I'm finding the same experience in my Bible reading as well. Reading back through a chapter, or an entire book of the Bible, reviewing my notes and highlights, ties all of the reading back into a threaded web. What is most interesting is when I'm using my old NIV, the one I got back in the 4th grade, and I can see all that I've ever highlighted or written in the margins. I can tell the season of life by pen color, sometimes even the other books I had been reading at the time based on my scribbled notes. I can see my growth. Unfortunately, I can see my intended growth as well. In the margins is the history of a man, at least the history of when that man was humble enough to read his Bible.

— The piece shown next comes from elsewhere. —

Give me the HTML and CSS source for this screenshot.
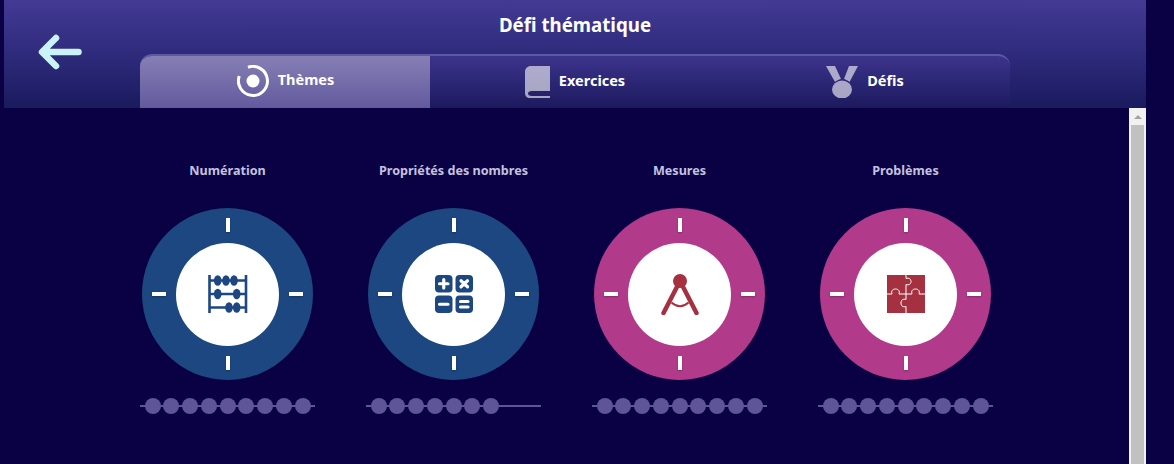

You can't get than in an app. You can't get that in a verse of the day, or quote of the day. Those tools are fine. They have a purpose, and anything that gets us more Bible and more literature and more sentences into our head are tools to be used. And I use them. But they do not communicate experience. They do not tell time.

Tonight I begin a new book. I just got Roy Peter Clark's most recent text on writing. I love Clark's work. I can't wait to start. But I know the best is a long way off, not until after the final page. I look forward to the journey.